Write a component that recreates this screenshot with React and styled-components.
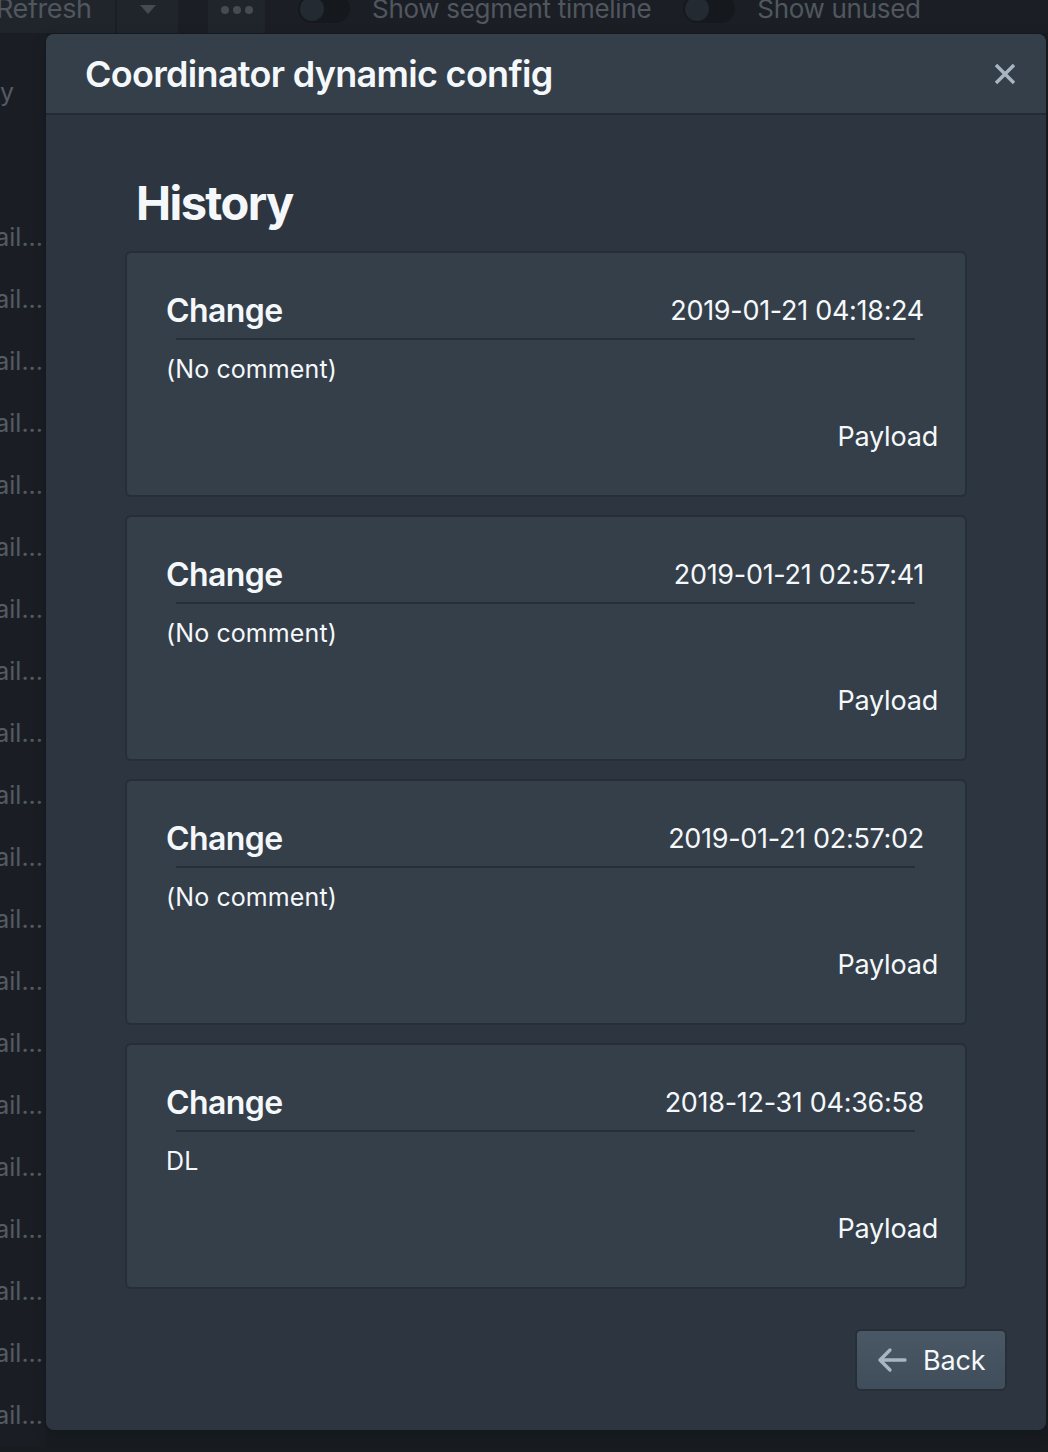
import React from 'react'
import styled, { createGlobalStyle } from 'styled-components'

const GlobalStyle = createGlobalStyle`
  html, body {
    margin: 0;
    padding: 0;
    background: #181c21;
    font-family: Inter, "Noto Sans", "Liberation Sans", sans-serif;
    -webkit-font-smoothing: antialiased;
  }
`

// background page (dimmed under the overlay)

const Page = styled.div`
  position: relative;
  width: 1048px;
  height: 1452px;
  overflow: hidden;
  background: #181c21;
`

const Toolbar = styled.div`
  display: flex;
  align-items: flex-end;
  height: 33px;
  overflow: hidden;
  background: #1b1f25;
`

const ToolButton = styled.div`
  display: flex;
  align-items: flex-end;
  justify-content: ${(p) => (p.start ? 'flex-start' : 'center')};
  height: 60px;
  width: ${(p) => p.w}px;
  margin-left: ${(p) => p.gap || 0}px;
  padding-bottom: 11px;
  box-sizing: border-box;
  background: #20252c;
  color: #50575f;
  font-size: 28px;
  line-height: 1;
`

const RefreshLabel = styled.span`
  margin-left: -4px;
  color: #50575f;
  font-size: 27px;
  letter-spacing: -0.4px;
`

const Caret = styled.span`
  width: 0;
  height: 0;
  margin-bottom: 8px;
  border-left: 8px solid transparent;
  border-right: 8px solid transparent;
  border-top: 9px solid #444b53;
`

const Dots = styled.span`
  display: flex;
  gap: 4px;
  margin-bottom: 8px;

  i {
    width: 8px;
    height: 8px;
    border-radius: 50%;
    background: #444b53;
  }
`

const Switch = styled.div`
  position: relative;
  width: 52px;
  height: 28px;
  margin: 0 22px 10px ${(p) => p.gap}px;
  border-radius: 14px;
  background: #15191d;

  &::before {
    content: '';
    position: absolute;
    left: 2px;
    top: 2px;
    width: 24px;
    height: 24px;
    border-radius: 50%;
    background: #242a31;
  }
`

const SwitchLabel = styled.span`
  margin-bottom: 11px;
  color: #50575f;
  font-size: 26px;
  line-height: 1;
  letter-spacing: -0.3px;
`

const SideList = styled.div`
  display: flex;
  flex-direction: column;
  width: 46px;
  padding-top: 44px;
  background: #1a1e24;
`

const SideItem = styled.div`
  height: ${(p) => p.h || 62}px;
  display: flex;
  align-items: ${(p) => (p.top ? 'flex-start' : 'center')};
  justify-content: ${(p) => (p.top ? 'flex-start' : 'flex-end')};
  padding-right: 3px;
  color: #545b62;
  font-size: 25px;
  white-space: nowrap;
  overflow: hidden;
`

// dialog

const Dialog = styled.div`
  position: absolute;
  top: 34px;
  left: 46px;
  width: 1000px;
  height: 1396px;
  display: flex;
  flex-direction: column;
  border-radius: 8px;
  background: #2d3640;
  box-shadow: 0 0 0 1px rgba(16, 22, 26, 0.3), 0 4px 12px rgba(16, 22, 26, 0.5);
  overflow: hidden;
`

const DialogHeader = styled.div`
  display: flex;
  align-items: center;
  justify-content: space-between;
  height: 79px;
  padding: 0 30px 0 39px;
  border-bottom: 2px solid #222a32;
  background: #343f4a;
`

const DialogTitle = styled.h4`
  margin: 0;
  color: #f5f8fa;
  font-size: 36px;
  font-weight: 600;
  letter-spacing: -0.7px;
`

const CloseButton = styled.button`
  display: flex;
  padding: 0;
  border: none;
  background: none;
`

const Body = styled.div`
  flex: 1;
  padding: 60px 79px 0;
`

const Heading = styled.h2`
  margin: 0 0 20px;
  padding-left: 11px;
  color: #f5f8fa;
  font-size: 47px;
  line-height: 56px;
  font-weight: 700;
  letter-spacing: -1.6px;
`

const CardList = styled.div`
  display: flex;
  flex-direction: column;
  gap: 18px;
`

const Card = styled.div`
  padding: 40px 27px 29px 39px;
  border: 2px solid #262e37;
  border-radius: 6px;
  background: #343f4a;
  color: #f5f8fa;
`

const CardHead = styled.div`
  display: flex;
  align-items: center;
  justify-content: space-between;
  height: 34px;
  padding-right: 14px;
`

const CardTitle = styled.span`
  font-size: 32px;
  font-weight: 600;
  letter-spacing: -0.6px;
`

const Stamp = styled.span`
  font-size: 27px;
  letter-spacing: -0.3px;
`

const Rule = styled.div`
  height: 2px;
  margin: 11px 23px 0 10px;
  background: #262e37;
`

const Comment = styled.div`
  margin-top: 13px;
  font-size: 25px;
  line-height: 32px;
  letter-spacing: 0.1px;
`

const CardFoot = styled.div`
  display: flex;
  justify-content: flex-end;
  margin-top: 21px;
`

const MinimalButton = styled.button`
  height: 60px;
  padding: 0;
  border: none;
  background: none;
  color: #f5f8fa;
  font-family: inherit;
  font-size: 27px;
  letter-spacing: -0.2px;
`

const Footer = styled.div`
  display: flex;
  justify-content: flex-end;
  padding: 0 39px 39px;
`

const BackButton = styled.button`
  display: flex;
  align-items: center;
  gap: 16px;
  width: 152px;
  height: 62px;
  padding: 0 0 0 20px;
  box-sizing: border-box;
  border: 2px solid #262e37;
  border-radius: 6px;
  background: linear-gradient(#4a5764, #404d5a);
  color: #f5f8fa;
  font-family: inherit;
  font-size: 27px;
  letter-spacing: -0.2px;
`

const history = [
  { time: '2019-01-21 04:18:24', comment: '(No comment)' },
  { time: '2019-01-21 02:57:41', comment: '(No comment)' },
  { time: '2019-01-21 02:57:02', comment: '(No comment)' },
  { time: '2018-12-31 04:36:58', comment: 'DL' },
]

const CloseIcon = () => (
  <svg width="22" height="22" viewBox="0 0 22 22">
    <path d="M2 2 L20 20 M20 2 L2 20" stroke="#a7b6c2" strokeWidth="3.4" strokeLinecap="butt" />
  </svg>
)

const ArrowLeft = () => (
  <svg width="30" height="26" viewBox="0 0 30 26">
    <path
      d="M28 13 H4 M13 3 L3 13 L13 23"
      fill="none"
      stroke="#a7b6c2"
      strokeWidth="3.4"
      strokeLinecap="round"
      strokeLinejoin="round"
    />
  </svg>
)

export default function App() {
  return (
    <Page>
      <GlobalStyle />
      <Toolbar>
        <ToolButton w={115} start>
          <RefreshLabel>Refresh</RefreshLabel>
        </ToolButton>
        <ToolButton w={61} gap={2}>
          <Caret />
        </ToolButton>
        <ToolButton w={57} gap={30}>
          <Dots>
            <i />
            <i />
            <i />
          </Dots>
        </ToolButton>
        <Switch gap={33} />
        <SwitchLabel>Show segment timeline</SwitchLabel>
        <Switch gap={32} />
        <SwitchLabel>Show unused</SwitchLabel>
      </Toolbar>
      <SideList>
        <SideItem h={129} top>
          y
        </SideItem>
        {Array.from({ length: 20 }).map((_, i) => (
          <SideItem key={i}>ail...</SideItem>
        ))}
      </SideList>

      <Dialog>
        <DialogHeader>
          <DialogTitle>Coordinator dynamic config</DialogTitle>
          <CloseButton aria-label="Close">
            <CloseIcon />
          </CloseButton>
        </DialogHeader>
        <Body>
          <Heading>History</Heading>
          <CardList>
            {history.map((h) => (
              <Card key={h.time}>
                <CardHead>
                  <CardTitle>Change</CardTitle>
                  <Stamp>{h.time}</Stamp>
                </CardHead>
                <Rule />
                <Comment>{h.comment}</Comment>
                <CardFoot>
                  <MinimalButton>Payload</MinimalButton>
                </CardFoot>
              </Card>
            ))}
          </CardList>
        </Body>
        <Footer>
          <BackButton>
            <ArrowLeft />
            Back
          </BackButton>
        </Footer>
      </Dialog>
    </Page>
  )
}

* * * *

[Direction]
Copy out the data above exactly, except the pictures.

[Complete response]
Write a component that recreates this screenshot with React and styled-components.
import React from 'react'
import styled, { createGlobalStyle } from 'styled-components'

const GlobalStyle = createGlobalStyle`
  html, body {
    margin: 0;
    padding: 0;
    background: #181c21;
    font-family: Inter, "Noto Sans", "Liberation Sans", sans-serif;
    -webkit-font-smoothing: antialiased;
  }
`

// background page (dimmed under the overlay)

const Page = styled.div`
  position: relative;
  width: 1048px;
  height: 1452px;
  overflow: hidden;
  background: #181c21;
`

const Toolbar = styled.div`
  display: flex;
  align-items: flex-end;
  height: 33px;
  overflow: hidden;
  background: #1b1f25;
`

const ToolButton = styled.div`
  display: flex;
  align-items: flex-end;
  justify-content: ${(p) => (p.start ? 'flex-start' : 'center')};
  height: 60px;
  width: ${(p) => p.w}px;
  margin-left: ${(p) => p.gap || 0}px;
  padding-bottom: 11px;
  box-sizing: border-box;
  background: #20252c;
  color: #50575f;
  font-size: 28px;
  line-height: 1;
`

const RefreshLabel = styled.span`
  margin-left: -4px;
  color: #50575f;
  font-size: 27px;
  letter-spacing: -0.4px;
`

const Caret = styled.span`
  width: 0;
  height: 0;
  margin-bottom: 8px;
  border-left: 8px solid transparent;
  border-right: 8px solid transparent;
  border-top: 9px solid #444b53;
`

const Dots = styled.span`
  display: flex;
  gap: 4px;
  margin-bottom: 8px;

  i {
    width: 8px;
    height: 8px;
    border-radius: 50%;
    background: #444b53;
  }
`

const Switch = styled.div`
  position: relative;
  width: 52px;
  height: 28px;
  margin: 0 22px 10px ${(p) => p.gap}px;
  border-radius: 14px;
  background: #15191d;

  &::before {
    content: '';
    position: absolute;
    left: 2px;
    top: 2px;
    width: 24px;
    height: 24px;
    border-radius: 50%;
    background: #242a31;
  }
`

const SwitchLabel = styled.span`
  margin-bottom: 11px;
  color: #50575f;
  font-size: 26px;
  line-height: 1;
  letter-spacing: -0.3px;
`

const SideList = styled.div`
  display: flex;
  flex-direction: column;
  width: 46px;
  padding-top: 44px;
  background: #1a1e24;
`

const SideItem = styled.div`
  height: ${(p) => p.h || 62}px;
  display: flex;
  align-items: ${(p) => (p.top ? 'flex-start' : 'center')};
  justify-content: ${(p) => (p.top ? 'flex-start' : 'flex-end')};
  padding-right: 3px;
  color: #545b62;
  font-size: 25px;
  white-space: nowrap;
  overflow: hidden;
`

// dialog

const Dialog = styled.div`
  position: absolute;
  top: 34px;
  left: 46px;
  width: 1000px;
  height: 1396px;
  display: flex;
  flex-direction: column;
  border-radius: 8px;
  background: #2d3640;
  box-shadow: 0 0 0 1px rgba(16, 22, 26, 0.3), 0 4px 12px rgba(16, 22, 26, 0.5);
  overflow: hidden;
`

const DialogHeader = styled.div`
  display: flex;
  align-items: center;
  justify-content: space-between;
  height: 79px;
  padding: 0 30px 0 39px;
  border-bottom: 2px solid #222a32;
  background: #343f4a;
`

const DialogTitle = styled.h4`
  margin: 0;
  color: #f5f8fa;
  font-size: 36px;
  font-weight: 600;
  letter-spacing: -0.7px;
`

const CloseButton = styled.button`
  display: flex;
  padding: 0;
  border: none;
  background: none;
`

const Body = styled.div`
  flex: 1;
  padding: 60px 79px 0;
`

const Heading = styled.h2`
  margin: 0 0 20px;
  padding-left: 11px;
  color: #f5f8fa;
  font-size: 47px;
  line-height: 56px;
  font-weight: 700;
  letter-spacing: -1.6px;
`

const CardList = styled.div`
  display: flex;
  flex-direction: column;
  gap: 18px;
`

const Card = styled.div`
  padding: 40px 27px 29px 39px;
  border: 2px solid #262e37;
  border-radius: 6px;
  background: #343f4a;
  color: #f5f8fa;
`

const CardHead = styled.div`
  display: flex;
  align-items: center;
  justify-content: space-between;
  height: 34px;
  padding-right: 14px;
`

const CardTitle = styled.span`
  font-size: 32px;
  font-weight: 600;
  letter-spacing: -0.6px;
`

const Stamp = styled.span`
  font-size: 27px;
  letter-spacing: -0.3px;
`

const Rule = styled.div`
  height: 2px;
  margin: 11px 23px 0 10px;
  background: #262e37;
`

const Comment = styled.div`
  margin-top: 13px;
  font-size: 25px;
  line-height: 32px;
  letter-spacing: 0.1px;
`

const CardFoot = styled.div`
  display: flex;
  justify-content: flex-end;
  margin-top: 21px;
`

const MinimalButton = styled.button`
  height: 60px;
  padding: 0;
  border: none;
  background: none;
  color: #f5f8fa;
  font-family: inherit;
  font-size: 27px;
  letter-spacing: -0.2px;
`

const Footer = styled.div`
  display: flex;
  justify-content: flex-end;
  padding: 0 39px 39px;
`

const BackButton = styled.button`
  display: flex;
  align-items: center;
  gap: 16px;
  width: 152px;
  height: 62px;
  padding: 0 0 0 20px;
  box-sizing: border-box;
  border: 2px solid #262e37;
  border-radius: 6px;
  background: linear-gradient(#4a5764, #404d5a);
  color: #f5f8fa;
  font-family: inherit;
  font-size: 27px;
  letter-spacing: -0.2px;
`

const history = [
  { time: '2019-01-21 04:18:24', comment: '(No comment)' },
  { time: '2019-01-21 02:57:41', comment: '(No comment)' },
  { time: '2019-01-21 02:57:02', comment: '(No comment)' },
  { time: '2018-12-31 04:36:58', comment: 'DL' },
]

const CloseIcon = () => (
  <svg width="22" height="22" viewBox="0 0 22 22">
    <path d="M2 2 L20 20 M20 2 L2 20" stroke="#a7b6c2" strokeWidth="3.4" strokeLinecap="butt" />
  </svg>
)

const ArrowLeft = () => (
  <svg width="30" height="26" viewBox="0 0 30 26">
    <path
      d="M28 13 H4 M13 3 L3 13 L13 23"
      fill="none"
      stroke="#a7b6c2"
      strokeWidth="3.4"
      strokeLinecap="round"
      strokeLinejoin="round"
    />
  </svg>
)

export default function App() {
  return (
    <Page>
      <GlobalStyle />
      <Toolbar>
        <ToolButton w={115} start>
          <RefreshLabel>Refresh</RefreshLabel>
        </ToolButton>
        <ToolButton w={61} gap={2}>
          <Caret />
        </ToolButton>
        <ToolButton w={57} gap={30}>
          <Dots>
            <i />
            <i />
            <i />
          </Dots>
        </ToolButton>
        <Switch gap={33} />
        <SwitchLabel>Show segment timeline</SwitchLabel>
        <Switch gap={32} />
        <SwitchLabel>Show unused</SwitchLabel>
      </Toolbar>
      <SideList>
        <SideItem h={129} top>
          y
        </SideItem>
        {Array.from({ length: 20 }).map((_, i) => (
          <SideItem key={i}>ail...</SideItem>
        ))}
      </SideList>

      <Dialog>
        <DialogHeader>
          <DialogTitle>Coordinator dynamic config</DialogTitle>
          <CloseButton aria-label="Close">
            <CloseIcon />
          </CloseButton>
        </DialogHeader>
        <Body>
          <Heading>History</Heading>
          <CardList>
            {history.map((h) => (
              <Card key={h.time}>
                <CardHead>
                  <CardTitle>Change</CardTitle>
                  <Stamp>{h.time}</Stamp>
                </CardHead>
                <Rule />
                <Comment>{h.comment}</Comment>
                <CardFoot>
                  <MinimalButton>Payload</MinimalButton>
                </CardFoot>
              </Card>
            ))}
          </CardList>
        </Body>
        <Footer>
          <BackButton>
            <ArrowLeft />
            Back
          </BackButton>
        </Footer>
      </Dialog>
    </Page>
  )
}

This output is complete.